# Written task
Return every line of the data below that includes the string "index".

# START OF Collected material

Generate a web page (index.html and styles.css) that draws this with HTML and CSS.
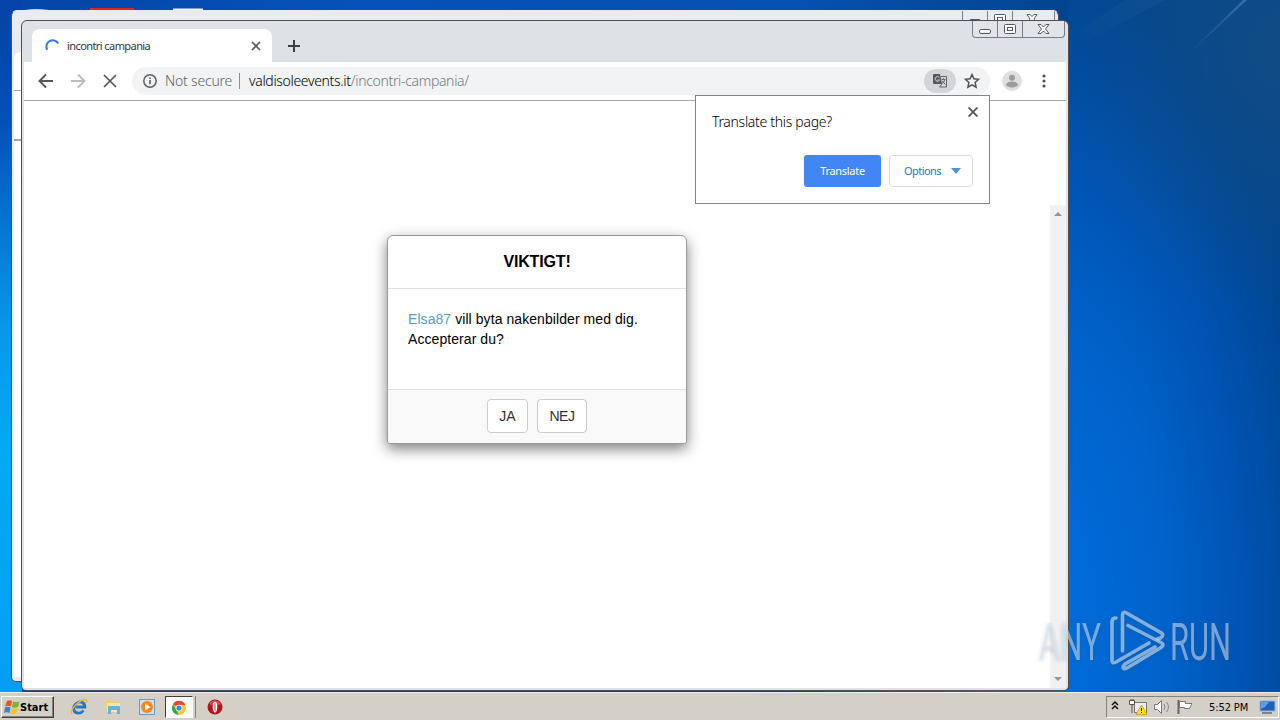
FILE: index.html
```html
<!DOCTYPE html>
<html lang="en">
<head>
<meta charset="utf-8">
<title>incontri campania</title>
<link rel="stylesheet" href="styles.css">
</head>
<body>
<div class="desktop">
  <svg class="rays" width="1280" height="692" viewBox="0 0 1280 692">
    <defs><linearGradient id="ray" x1="1" y1="0" x2="0" y2="1"><stop offset="0" stop-color="#8ac2e8" stop-opacity=".3"/><stop offset="1" stop-color="#8ac2e8" stop-opacity="0"/></linearGradient></defs>
    <path d="M1243 0h4L1180 62Z" fill="url(#ray)"/>
    <path d="M1125 0h40L1070 50V36Z" fill="url(#ray)" opacity=".2"/>
    <path d="M25 10q10-2 24 0z" fill="#cfd8df"/><path d="M90 8h44v3H90z" fill="#d52b1e"/><path d="M173 8.500h30v2.500h-30z" fill="#eef3f8"/>
  </svg>

  <div class="window back">
    <div class="controls"><i></i><i></i><i></i>
      <svg width="85" height="17" viewBox="0 0 85 17" fill="#fff" stroke="#555a66"><rect x="6.500" y="8.500" width="11" height="4" rx="1.500"/><rect x="31.500" y="3.500" width="11" height="9" rx="1"/><rect x="34.500" y="6.500" width="5" height="3"/><path d="M64 3.500h3l2 2 2-2h3l-3 4.500 3 4.500h-3l-2-2-2 2h-3l3-4.500z"/></svg>
    </div>
    <div class="back-tabs"></div>
    <div class="back-line"></div>
    <div class="back-mark"></div>
  </div>

  <div class="window front">
    <div class="controls"><i></i><i></i><i></i>
      <svg width="92" height="17" viewBox="0 0 92 17" fill="#fff" stroke="#555a66"><rect x="6.500" y="8.500" width="11" height="4" rx="1.500"/><rect x="31.500" y="3.500" width="11" height="9" rx="1"/><rect x="34.500" y="6.500" width="5" height="3"/><path d="M65 3.500h3l2.500 2.500L73 3.500h3L72.500 8l3.500 4.500h-3L70.500 10 68 12.500h-3L68.500 8z"/></svg>
    </div>
    <div class="tabstrip">
      <div class="tab">
        <svg class="spinner" width="16" height="16" viewBox="0 0 16 16"><path d="M3.200 12.800A6.300 6.300 0 0 1 14.200 6.500" fill="none" stroke="#3b78e0" stroke-width="2"/></svg>
        <span class="tab-title">incontri campania</span>
        <svg width="10" height="10" viewBox="0 0 10 10"><path d="M1 1l8 8M9 1l-8 8" stroke="#555960" stroke-width="1.700"/></svg>
      </div>
      <svg class="newtab" width="12" height="12" viewBox="0 0 12 12"><path d="M6 0v12M0 6h12" stroke="#3c4043" stroke-width="2"/></svg>
    </div>
    <div class="toolbar">
      <svg class="nav" width="96" height="16" viewBox="0 0 96 16" fill="none" stroke="#54575b" stroke-width="1.900"><path d="M15 8H2M8 1.500L1.500 8 8 14.500"/><path d="M33 8h13M40 1.500L46.500 8 40 14.500" stroke="#b9bbbe"/><path d="M66 2l12 12M78 2L66 14" stroke-width="1.700"/></svg>
      <div class="omnibox">
        <svg width="16" height="16" viewBox="0 0 16 16"><circle cx="8" cy="8" r="6.200" fill="none" stroke="#5f6368" stroke-width="1.500"/><path d="M8 7v4.300M8 4.400v1.700" stroke="#5f6368" stroke-width="1.700"/></svg>
        <span class="secure">Not secure</span><span class="divider"></span>
        <span class="url"><b>valdisoleevents.it</b>/incontri-campania/</span>
        <span class="translate-chip"><svg width="16" height="16" viewBox="0 0 16 16"><path d="M2 1h6l2 10H2a1 1 0 0 1-1-1V2a1 1 0 0 1 1-1z" fill="#55585c"/><path d="M7.300 4.500A2.300 2.300 0 1 0 7.500 7H5.500" fill="none" stroke="#d0d2d5"/><path d="M8.500 3.500h6v10.500H7.500L10 11M9.500 6.500h4M11.500 5.200v1.300M12.800 6.500q-.5 3-3 4M10.200 8l3.300 3.500" fill="none" stroke="#62656a"/></svg></span>
        <svg class="star" width="16" height="16" viewBox="0 0 16 16"><path d="M8 1.500l1.900 4.300 4.700.5-3.500 3.200 1 4.700L8 11.800l-4.100 2.400 1-4.700L1.400 6.300l4.700-.5z" fill="none" stroke="#505358" stroke-width="1.500"/></svg>
      </div>
      <svg class="avatar" width="20" height="20" viewBox="0 0 20 20"><circle cx="10" cy="10" r="10" fill="#dedfe1"/><circle cx="10" cy="6.700" r="3" fill="#9b9da0"/><ellipse cx="10" cy="13.500" rx="6" ry="3" fill="#9b9da0"/></svg>
      <svg class="more" width="4" height="16" viewBox="0 0 4 16" fill="#505358"><circle cx="2" cy="3" r="1.600"/><circle cx="2" cy="8" r="1.600"/><circle cx="2" cy="13" r="1.600"/></svg>
    </div>
    <div class="page">
      <div class="scrollbar"><svg width="8" height="4" viewBox="0 0 8 4"><path d="M0 4l4-4 4 4z" fill="#969696"/></svg><svg width="8" height="4" viewBox="0 0 8 4"><path d="M0 0l4 4 4-4z" fill="#969696"/></svg></div>
    </div>
  </div>

  <div class="dialog">
    <div class="dialog-head">VIKTIGT!</div>
    <div class="dialog-body"><span class="name">Elsa87</span> vill byta nakenbilder med dig.<br>Accepterar du?</div>
    <div class="dialog-foot"><span class="choice ja">JA</span><span class="choice nej">NEJ</span></div>
  </div>

  <div class="translate">
    <div class="translate-head"><span>Translate this page?</span><svg width="10" height="10" viewBox="0 0 10 10"><path d="M.5.500l9 9M9.500.500l-9 9" stroke="#55585c" stroke-width="1.900"/></svg></div>
    <div class="translate-actions"><span class="primary">Translate</span><span class="options">Options<svg width="10" height="6" viewBox="0 0 10 6"><path d="M0 0h10L5 6z" fill="#4f93dc"/></svg></span></div>
  </div>

  <svg class="watermark" width="220" height="72" viewBox="0 0 220 72">
    <g fill="#d4e4f5" fill-opacity=".55">
      <text x="3" y="53" textLength="62" lengthAdjust="spacingAndGlyphs">ANY</text>
      <text x="134" y="53" textLength="61" lengthAdjust="spacingAndGlyphs">RUN</text>
    </g>
    <g fill="none" stroke="#b9d5f3" stroke-opacity=".68" stroke-width="3.600" stroke-linecap="round" stroke-linejoin="round">
      <path d="M80 11q-4 0-4 4v39q0 3 4 1l33-19"/>
      <path d="M86.500 44V8q0-4 4-2l35 20q3 2-1 5l-3 1"/>
      <path d="M92 18.500l33 17q4 2 0 5L91 61q-4 2-4-1l2-3 30-17"/>
    </g>
  </svg>

  <div class="taskbar">
    <div class="start"><svg width="16" height="16" viewBox="0 0 16 16"><path d="M3 2q3-1.500 5 0L7 7.500q-3-1.500-6 0z" fill="#e25822"/><path d="M9 2.500q3 1.500 6.500 0L14 8q-3 1.500-6 0z" fill="#75b530"/><path d="M1 8.500q3-1.500 5.500 0L5.500 14q-3-1.500-5.500 0z" fill="#3387cf"/><path d="M7.500 9q3 1.500 6 0L12 14.500q-3 1.500-6 0z" fill="#f5c62b"/></svg><span>Start</span></div>
    <div class="quick">
      <svg width="18" height="18" viewBox="0 0 18 18"><path d="M14 12.500A5.600 5.600 0 1 1 14.800 9H5.500" fill="none" stroke="#2478c4" stroke-width="2.800" transform="skewX(-8) translate(1.300 0)"/><path d="M2 16C-1 13 8 2 15.500 1.500c2.500 0 1 3 0 4" fill="none" stroke="#e8b634" stroke-width="1.300"/></svg>
      <svg width="18" height="18" viewBox="0 0 18 18"><path d="M2 2h5l1 2h7v9H2z" fill="#f0cf69"/><path d="M3 5h13v9H3z" fill="#f8e7a1"/><path d="M4 16V9q0-1 1-1h10q1 0 1 1v7h-3v-4H7v4z" fill="#5fb3dc"/></svg>
      <svg width="18" height="18" viewBox="0 0 18 18"><rect x="1.500" y="1.500" width="15" height="15" fill="#c9e2f5" stroke="#5c9ed1"/><circle cx="9" cy="9" r="6" fill="#f28a1b"/><path d="M7 5.500v7L12.500 9z" fill="#fff"/></svg>
      <div class="active-task"><svg width="16" height="16" viewBox="0 0 16 16"><circle cx="8" cy="8" r="7" fill="#fbc72c"/><path d="M8 8L2 4.200A7 7 0 0 1 14.500 5H8z" fill="#df4937"/><path d="M2 4.400L6 11l1.500 4A7 7 0 0 1 2 4.400z" fill="#35a353"/><circle cx="8" cy="8" r="3.300" fill="#fff"/><circle cx="8" cy="8" r="2.600" fill="#4285e8"/></svg></div>
      <svg class="opera" width="16" height="16" viewBox="0 0 16 16"><circle cx="8" cy="8" r="7.500" fill="#b5151f"/><path d="M2 5a7 7 0 0 1 12 0Q8 8 2 5" fill="#e36166" opacity=".7"/><ellipse cx="8" cy="8" rx="2.300" ry="5.500" fill="#fff"/><ellipse cx="8" cy="8" rx=".8" ry="4.500" fill="#c88"/></svg>
    </div>
    <div class="tray">
      <svg width="82" height="18" viewBox="0 0 82 18" fill="none"><path d="M2 7l3-3 3 3M2 11l3-3 3 3" stroke="#111" stroke-width="1.500"/><rect x="24.500" y="4.500" width="12" height="10" fill="#eee" stroke="#777"/><path d="M19.500 2.500h5v4h-5zM22 7v8M21 1v2M23 1v2" stroke="#555" fill="#fff"/><path d="M31.500 7l5.500 9.500H26z" fill="#ffdb21" stroke="#b69410" stroke-width=".7"/><path d="M31.500 10v3M31.500 14v1" stroke="#222"/><path d="M44.500 6.500h3l4-4v13l-4-4h-3z" fill="#fff" stroke="#777"/><path d="M54 6q2 3 0 6M56.500 4q4 5 0 10" stroke="#888"/><path d="M68.500 2v14" stroke="#666" stroke-width="2"/><path d="M69.500 3.500h6v2h7q-2 2-3 5h-5v-1h-5z" fill="#fff" stroke="#777"/></svg>
      <span class="clock">5:52 PM</span>
      <svg class="show" width="17" height="14" viewBox="0 0 17 14"><path d="M1 1h15v10H1z" fill="#1f61b8" stroke="#8cb5df"/><path d="M2 2h8L6 7 2 9z" fill="#5f9fdf"/><path d="M3 13h10" stroke="#334"/></svg>
    </div>
  </div>
</div>
</body>
</html>
```
FILE: styles.css
```css
* { box-sizing: border-box; }
body { margin: 0; font-family: "Noto Sans", sans-serif; }
svg { display: block; flex: none; }
.desktop {
  position: relative; width: 1280px; height: 720px; overflow: hidden;
  background:
    linear-gradient(180deg, #0442a6 0, #0450b8 120px, #0573d3 220px, #0898ea 330px, #04a9f4 450px, #04a2f5 600px, #069df5 692px) 0 0 / 22px 692px no-repeat,
    linear-gradient(90deg, #0444a8, #0553b9 35%, #0550b0 75%, #02458f 100%) 0 0 / 1068px 22px no-repeat,
    radial-gradient(ellipse 240px 260px at 1285px 50px, rgba(22,78,130,.75), rgba(22,78,130,0)),
    radial-gradient(ellipse 350px 800px at 1040px 620px, #006fde 0, #0063cc 35%, #0052b0 60%, #00458f 82%, #04458c 100%);
}
.rays { position: absolute; left: 0; top: 0; }
.window { position: absolute; border: 1px solid #4b505b; border-radius: 6px 6px 5px 5px; }
.back { left: 11px; top: 10px; width: 1048px; height: 672px; background: #e9ebee; border-top-color: #e9ebee; overflow: hidden; }
.back-tabs { margin: 41px 2px 0; height: 38px; background: #fff; border-radius: 6px 0 0; }
.back-line { margin-left: 2px; height: 1px; background: #a6a8ac; }
.back-mark { margin-left: 2px; height: 586px; background: linear-gradient(#a0a3a9, #a0a3a9) 0 48px / 8px 2px no-repeat #fff; }
.front { left: 21px; top: 20px; width: 1048px; height: 671px; padding: 0 2px 2px; background: linear-gradient(90deg, #dfe1e5 60%, #e2e4e3); display: flex; flex-direction: column; }
.controls { position: absolute; right: 3px; top: 0; width: 93px; height: 17px; display: flex; border: 1px solid #777d88; border-top: 0; border-radius: 0 0 4px 4px; background: #e2e4e9; }
.back .controls { right: 3px; width: 93px; background: #e9ebee; }
.controls i { width: 25px; border-right: 1px solid #777d88; }
.controls i:last-of-type { border: 0; }
.controls svg { position: absolute; left: 0; top: 0; }
.tabstrip { height: 41px; padding: 8px 8px 0; display: flex; background: #dee1e6; border-radius: 5px 5px 0 0; }
.tab { width: 240px; height: 33px; padding: 0 11px 0 12px; display: flex; align-items: center; background: #fff; border-radius: 8px 8px 0 0; }
.spinner { margin-top: -1px; }
.tab-title { flex: 1; margin-left: 7px; font-size: 11px; letter-spacing: -.58px; color: #34373b; white-space: nowrap; }
.newtab { margin: 11px 0 0 16px; }
.toolbar { height: 39px; padding: 0 20px 1px 14px; display: flex; align-items: center; background: #fff; border-bottom: 1px solid #a9abae; }
.omnibox { width: 859px; height: 28px; padding: 0 10px; display: flex; align-items: center; border-radius: 14px; background: #f1f3f4; font-size: 14px; font-weight: 300; white-space: nowrap; }
.nav { margin-right: -2px; }
.secure { width: 67px; margin-left: 7px; color: #5f6368; letter-spacing: -.2px; }
.divider { width: 1px; height: 16px; margin: 0 9px 0 7px; background: #8c8f93; }
.url { flex: 1; color: #74787e; letter-spacing: -.33px; }
.url b { font-weight: 300; color: #000; }
.translate-chip { width: 32px; height: 24px; display: grid; place-items: center; border-radius: 12px; background: #d3d5d8; }
.star { margin: 0 0 0 8px; }
.avatar { margin-left: 12px; }
.more { margin-left: 20.500px; }
.page { flex: 1; display: flex; justify-content: flex-end; background: #fff; }
.scrollbar { width: 16px; margin-top: 104px; padding: 7px 4px 7px; display: flex; flex-direction: column; justify-content: space-between; background: #f1f1f1; }
.dialog { position: absolute; left: 387px; top: 235px; width: 300px; height: 209px; border: 1px solid #999; border-radius: 6px 6px 3px 3px; background: #fff; box-shadow: 0 5px 14px rgba(0,0,0,.5); font: 14px/20px "Liberation Sans", Arial, sans-serif; color: #000; display: flex; flex-direction: column; }
.dialog-head { height: 53px; border-bottom: 1px solid #e1e1e1; text-align: center; line-height: 51px; font-size: 16px; font-weight: 700; letter-spacing: -.15px; }
.dialog-body { flex: 1; padding: 20px; white-space: nowrap; letter-spacing: .07px; }
.name { color: #5a9bd0; }
.dialog-foot { height: 54px; padding-top: 9px; display: flex; justify-content: center; gap: 9px; border-top: 1px solid #dedede; border-radius: 0 0 3px 3px; background: #f9f9f9; }
.choice { height: 34px; border: 1px solid #ccc; border-radius: 4px; background: #fff; text-align: center; line-height: 32px; font-size: 14px; color: #333; }
.ja { width: 41px; }
.nej { width: 50px; letter-spacing: -.4px; }
.translate { position: absolute; left: 695px; top: 95px; width: 295px; height: 109px; padding: 11px 16px 16px; display: flex; flex-direction: column; justify-content: space-between; border: 1px solid #808387; background: #fff; }
.translate-head { display: flex; justify-content: space-between; font-size: 14px; font-weight: 300; line-height: 30px; color: #000; letter-spacing: -.3px; }
.translate-head svg { margin: 0 -5px 0 0; }
.translate-actions { display: flex; justify-content: flex-end; gap: 8px; font-size: 11px; line-height: 32px; }
.primary { width: 77px; height: 32px; border-radius: 3px; background: #4285f4; color: #fff; text-align: center; letter-spacing: -.3px; }
.options { width: 84px; height: 32px; padding: 0 11px 0 14px; display: flex; align-items: center; justify-content: space-between; border: 1px solid #dadce0; border-radius: 4px; color: #2b76c4; letter-spacing: -.55px; }
.watermark { position: absolute; left: 1036px; top: 607px; overflow: visible; font: 400 52px Roboto, sans-serif; filter: drop-shadow(0 1px 2px rgba(70,70,70,.4)); }
.taskbar { position: absolute; left: 0; top: 692px; width: 1280px; height: 28px; padding: 3px 0 2px; display: flex; border-top: 1px solid #eee; background: #d4d0c8; }
.start { width: 53px; height: 22px; margin-left: 1px; padding: 2px; display: flex; border: 1px solid; border-color: #fff #404040 #404040 #fff; box-shadow: inset -1px -1px #858179; font: 700 11px/17px "DejaVu Sans Condensed", "DejaVu Sans", sans-serif; color: #000; }
.quick { display: flex; align-items: center; height: 22px; margin-left: 16px; }
.quick > svg + svg { margin-left: 16px; }
.active-task { width: 28px; height: 22px; margin-left: 9px; padding: 3px 5px; border: 1px solid; border-color: #404040 #fff #fff #404040; box-shadow: 2px 0 #d4d0c8, 3px 0 #858179; background: #fff; }
.quick .opera { margin-left: 14px; }
.tray { width: 173px; height: 22px; margin: 0 1px 0 auto; padding-left: 3px; display: flex; align-items: center; border: 1px solid; border-color: #858179 #fff #fff #858179; font: 11px "DejaVu Sans Condensed", "DejaVu Sans", sans-serif; color: #000; }
.clock { width: 42px; margin-left: 17px; white-space: nowrap; letter-spacing: -.1px; }
.show { margin-left: 8px; }
```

# END OF Collected material

# The completed task
Generate a web page (index.html and styles.css) that draws this with HTML and CSS.
FILE: index.html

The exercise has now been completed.